Supplementary pension under micro-enterprise is often low. Points accumulated are calculated on a reduced base (revenue after flat-rate allowance, not actual income).

Solutions to improve your retirement:

  • Individual PER (Retirement Savings Plan): contributions are deductible from taxable income under the BNC real regime, reducing income tax while building a pension
  • Life insurance (assurance vie): flexible, no lock-in until retirement
  • Rental property: a complementary wealth-building strategy

Unemployment: the absent protection

This is the major drawback of self-employment: you do not contribute to unemployment insurance and therefore have no entitlement if your activity stops. Unlike an employee who can receive ARE (unemployment benefit) for 6 to 24 months, a micro-entrepreneur who closes their business starts from zero.

The ATI exception (Self-Employed Worker Allowance): since 2019, an allowance exists for self-employed workers in cases of judicial liquidation or administration. It is capped at €800/month for 6 months, subject to income conditions (having earned at least €10,000/year over the last 2 years). Very restrictive.

Private solutions:

  • GSC contract (Guarantee for Business Owners): private insurance specific to directors and self-employed, deductible under the real regime. Covers up to 70% of lost remuneration.
  • Precautionary savings: the most flexible solution. Aim for 6–12 months of personal expenses in reserve.
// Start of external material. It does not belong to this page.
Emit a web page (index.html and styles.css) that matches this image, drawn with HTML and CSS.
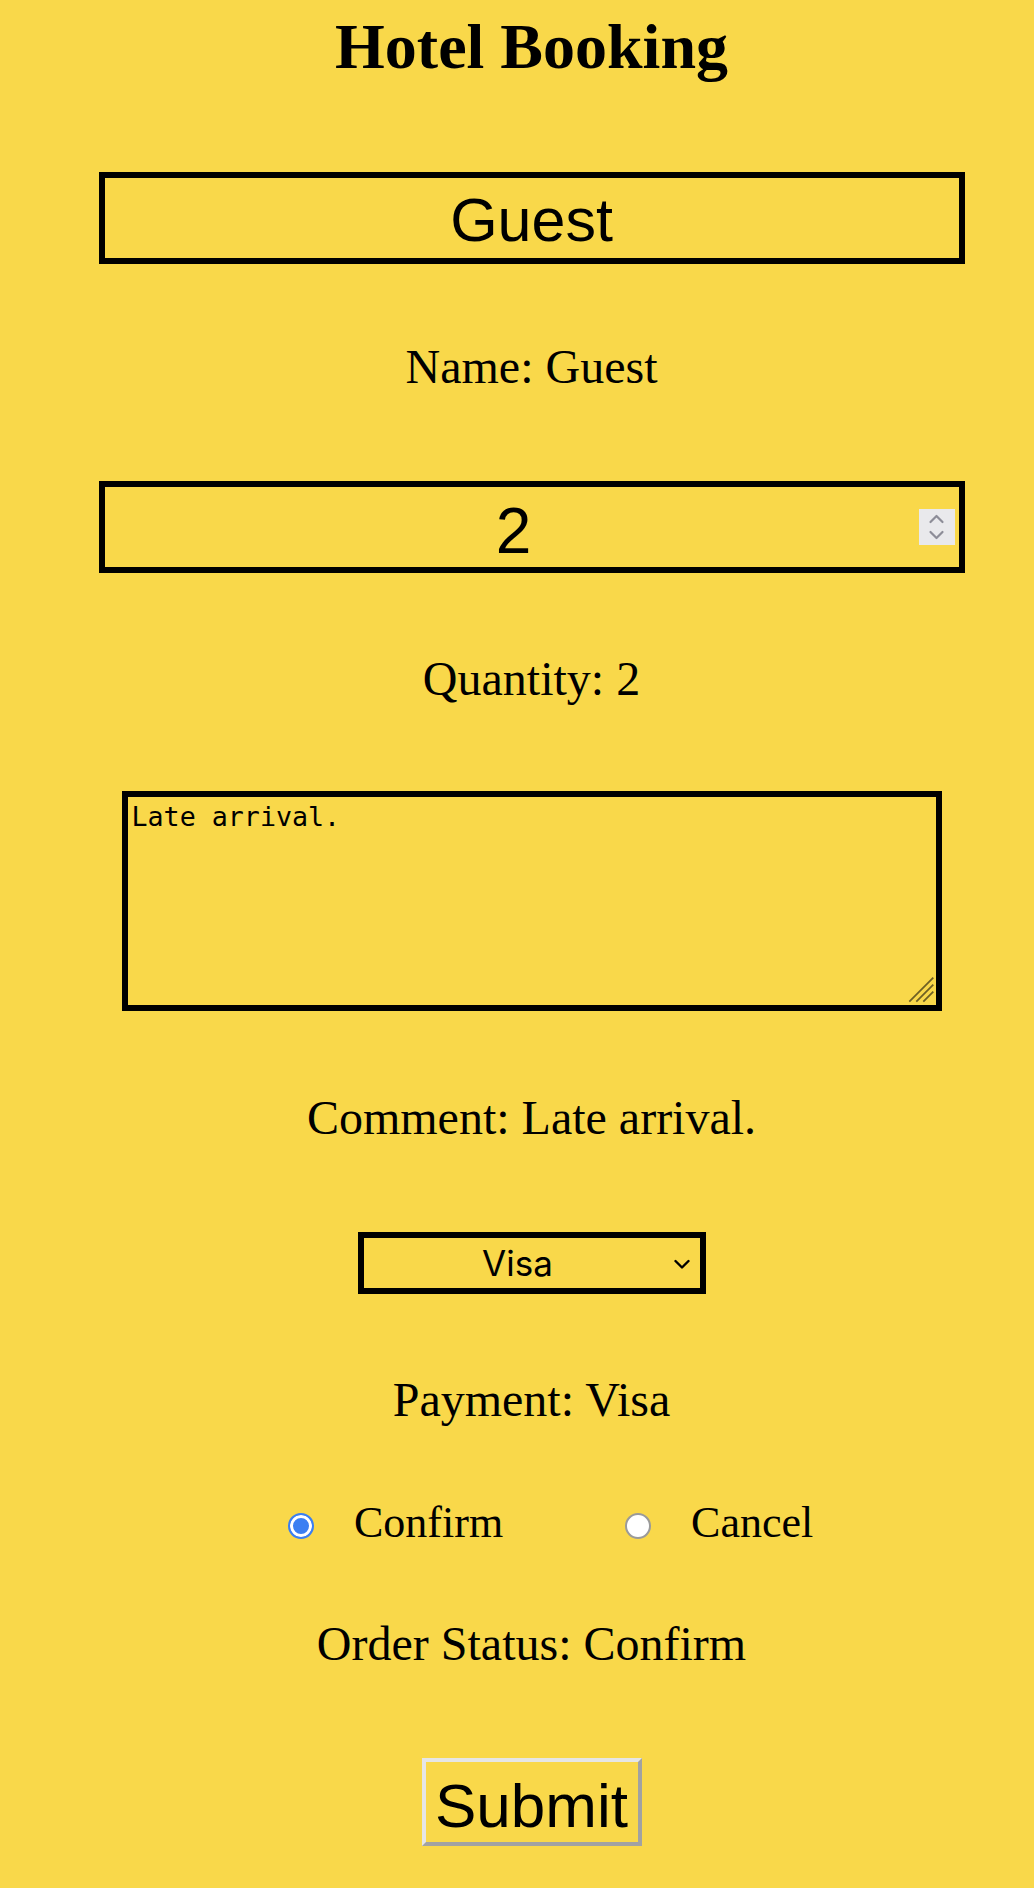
FILE: index.html
```html
<!DOCTYPE html>
<html lang="en">
<head>
<meta charset="utf-8">
<title>Hotel Booking</title>
<link rel="stylesheet" href="styles.css">
</head>
<body>
<div class="page">
  <h1 class="title">Hotel Booking</h1>

  <input class="field text-field" type="text" value="Guest">
  <p class="out out-name">Name: Guest</p>

  <div class="num-wrap">
    <input class="field num-field" type="number" value="2">
    <span class="spinner">
      <svg width="36" height="36" viewBox="0 0 36 36"><path d="M11.5 13 L17.5 7 L23.5 13" fill="none" stroke="#8d8d98" stroke-width="2.2" stroke-linecap="round" stroke-linejoin="round"/><path d="M11.5 23 L17.5 29 L23.5 23" fill="none" stroke="#8d8d98" stroke-width="2.2" stroke-linecap="round" stroke-linejoin="round"/></svg>
    </span>
  </div>
  <p class="out out-qty">Quantity: 2</p>

  <div class="ta-wrap">
    <textarea class="comment">Late arrival.</textarea>
    <svg class="grip" width="26" height="27" viewBox="0 0 26 27"><path d="M1.3 25.7 L25.3 1.7 M8.3 25.7 L25.3 8.7 M15.3 25.7 L25.3 15.7" stroke="#6f6024" stroke-width="1.8" fill="none"/></svg>
  </div>
  <p class="out out-comment">Comment: Late arrival.</p>

  <div class="sel-wrap">
    <select class="pay">
      <option selected>Visa</option>
      <option>MasterCard</option>
      <option>PayPal</option>
    </select>
    <svg class="chev" width="16" height="11" viewBox="0 0 16 11"><path d="M1.5 2 L8 8.5 L14.5 2" fill="none" stroke="#000" stroke-width="2.4" stroke-linecap="round" stroke-linejoin="round"/></svg>
  </div>
  <p class="out out-pay">Payment: Visa</p>

  <div class="radios">
    <label class="opt"><input class="radio" type="radio" name="status" checked><span class="opt-text">Confirm</span></label>
    <label class="opt opt-second"><input class="radio" type="radio" name="status"><span class="opt-text">Cancel</span></label>
  </div>
  <p class="out out-status">Order Status: Confirm</p>

  <button class="submit" type="button">Submit</button>
</div>
</body>
</html>
```

FILE: styles.css
```css
html, body {
  margin: 0;
  padding: 0;
  background: #f9d84a;
}

body {
  font-family: "Liberation Serif", "Times New Roman", serif;
  color: #000;
}

.page {
  box-sizing: border-box;
  width: 1005px;
  margin-left: 29px;
  display: flex;
  flex-direction: column;
  align-items: center;
  padding-bottom: 42px;
}

.title {
  margin: 10px 0 0;
  font-size: 64px;
  line-height: 74px;
  font-weight: bold;
}

.field {
  box-sizing: border-box;
  width: 866px;
  height: 92px;
  border: 6px solid #000;
  background: transparent;
  color: #000;
  font-family: "Liberation Sans", Arial, sans-serif;
  text-align: center;
  outline: none;
  margin: 0;
  display: block;
}

.text-field {
  margin-top: 88px;
  font-size: 61px;
  padding: 4px 0 0;
}

.out {
  margin: 0;
  font-size: 48px;
  line-height: 56px;
}

.out-name { margin-top: 75px; }
.out-qty { margin-top: 78px; }
.out-comment { margin-top: 79px; }
.out-pay { margin-top: 78px; }
.out-status { margin-top: 68px; }

.num-wrap {
  position: relative;
  margin-top: 86px;
}

.num-field {
  font-size: 64px;
  padding: 7px 36px 0 0;
  -moz-appearance: textfield;
}

.num-field::-webkit-inner-spin-button,
.num-field::-webkit-outer-spin-button {
  -webkit-appearance: none;
  margin: 0;
}

.spinner {
  position: absolute;
  right: 10px;
  top: 28px;
  width: 36px;
  height: 36px;
  background: #e9e9ec;
  display: flex;
}

.ta-wrap {
  position: relative;
  margin-top: 84px;
}

.comment {
  box-sizing: border-box;
  display: block;
  width: 820px;
  height: 220px;
  margin: 0;
  border: 6px solid #000;
  padding: 4px;
  background: transparent;
  color: #000;
  font-family: "DejaVu Sans Mono", "Liberation Mono", monospace;
  font-size: 26.67px;
  resize: none;
  outline: none;
}

.grip {
  position: absolute;
  right: 8px;
  bottom: 8px;
}

.sel-wrap {
  position: relative;
  margin-top: 86px;
}

.pay {
  box-sizing: border-box;
  display: block;
  width: 348px;
  height: 62px;
  margin: 0;
  border: 6px solid #000;
  border-radius: 0;
  padding: 0 28px 0 0;
  background: transparent;
  color: #000;
  font-family: Inter, "Liberation Sans", sans-serif;
  font-size: 35px;
  text-align: center;
  text-align-last: center;
  -webkit-appearance: none;
  appearance: none;
  outline: none;
}

.chev {
  position: absolute;
  left: 316px;
  top: 27px;
  pointer-events: none;
}

.radios {
  align-self: stretch;
  display: flex;
  padding-left: 259px;
  margin-top: 70px;
}

.opt {
  display: flex;
  align-items: flex-start;
  font-size: 44px;
  line-height: 50px;
}

.opt-second {
  margin-left: 122px;
}

.radio {
  -webkit-appearance: none;
  appearance: none;
  box-sizing: border-box;
  width: 26px;
  height: 26px;
  margin: 15px 0 0;
  border-radius: 50%;
  border: 2px solid #9a9a9a;
  background: #fff;
}

.radio:checked {
  border-color: #3b7ff2;
  background: #3b7ff2;
  box-shadow: inset 0 0 0 3px #fff;
}

.opt-text {
  margin-left: 40px;
}

.submit {
  box-sizing: border-box;
  margin-top: 86px;
  width: 220px;
  height: 88px;
  padding: 7px 0 0;
  border: 4px solid;
  border-color: #e6e6e6 #a2a2a2 #a2a2a2 #e6e6e6;
  background: transparent;
  color: #000;
  font-family: "Liberation Sans", Arial, sans-serif;
  font-size: 62px;
  line-height: normal;
}
```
Disability-death: real but limited coverage

The SSI regime provides benefits for disability or death, but the amounts are often insufficient to maintain your standard of living. Supplementary disability insurance (individual contract or Madelin under the real regime) is strongly recommended, especially if you have dependants.

SASU presidents: better covered, more expensive

A SASU president treated as an employee benefits from the general regime: better daily sick pay, better supplementary pension, access to unemployment insurance... but only if they contribute to voluntary unemployment insurance (such as GSC).

Employer and employee social contributions in a SASU are higher (~65% of gross salary), but social protection is significantly better.

Summary: what you have (and what is missing)

CoverageMicro / TNSEmployee
Healthcare reimbursements✓ (identical)
Daily sick pay✓ (income conditions)✓✓
Basic pension✓ (proportional to revenue)✓✓
Supplementary pension✓ (low)✓✓
Disability-death✓✓
Unemployment✗ (ATI very limited)✓✓

The good news: with discipline (regular savings, PER, supplementary insurance), a self-employed person can build social protection as solid as an employee's — often at a lower total cost.

Frequently asked questions

Are self-employed people in France entitled to unemployment benefits?
Not to standard unemployment (ARE). Since 2019, an Allocation for Independent Workers (ATI) exists, but its conditions are very restrictive: judicial liquidation or restructuring, previous revenue of at least €10,000/year for 2 years, and income below the RSA minimum. In practice, very few self-employed workers benefit from it.
What pension rights does a micro-entrepreneur have?
Micro-entrepreneurs contribute to the basic state pension (SSI for most, CIPAV for certain liberal professions) proportionally to their revenue. Rights acquired are low if revenue is low. It is strongly recommended to open a Plan d'Épargne Retraite (PER) for supplementary pension savings, deductible from taxable income.
How can you improve your social protection as a self-employed person?
Several options: take out supplementary health insurance (Madelin or TNS contracts), open a PER for retirement (tax deductions), take out disability/incapacity insurance, build a precautionary savings fund (3–6 months of expenses). In SASU, director-as-employee status provides near-equivalent protection to salaried employment.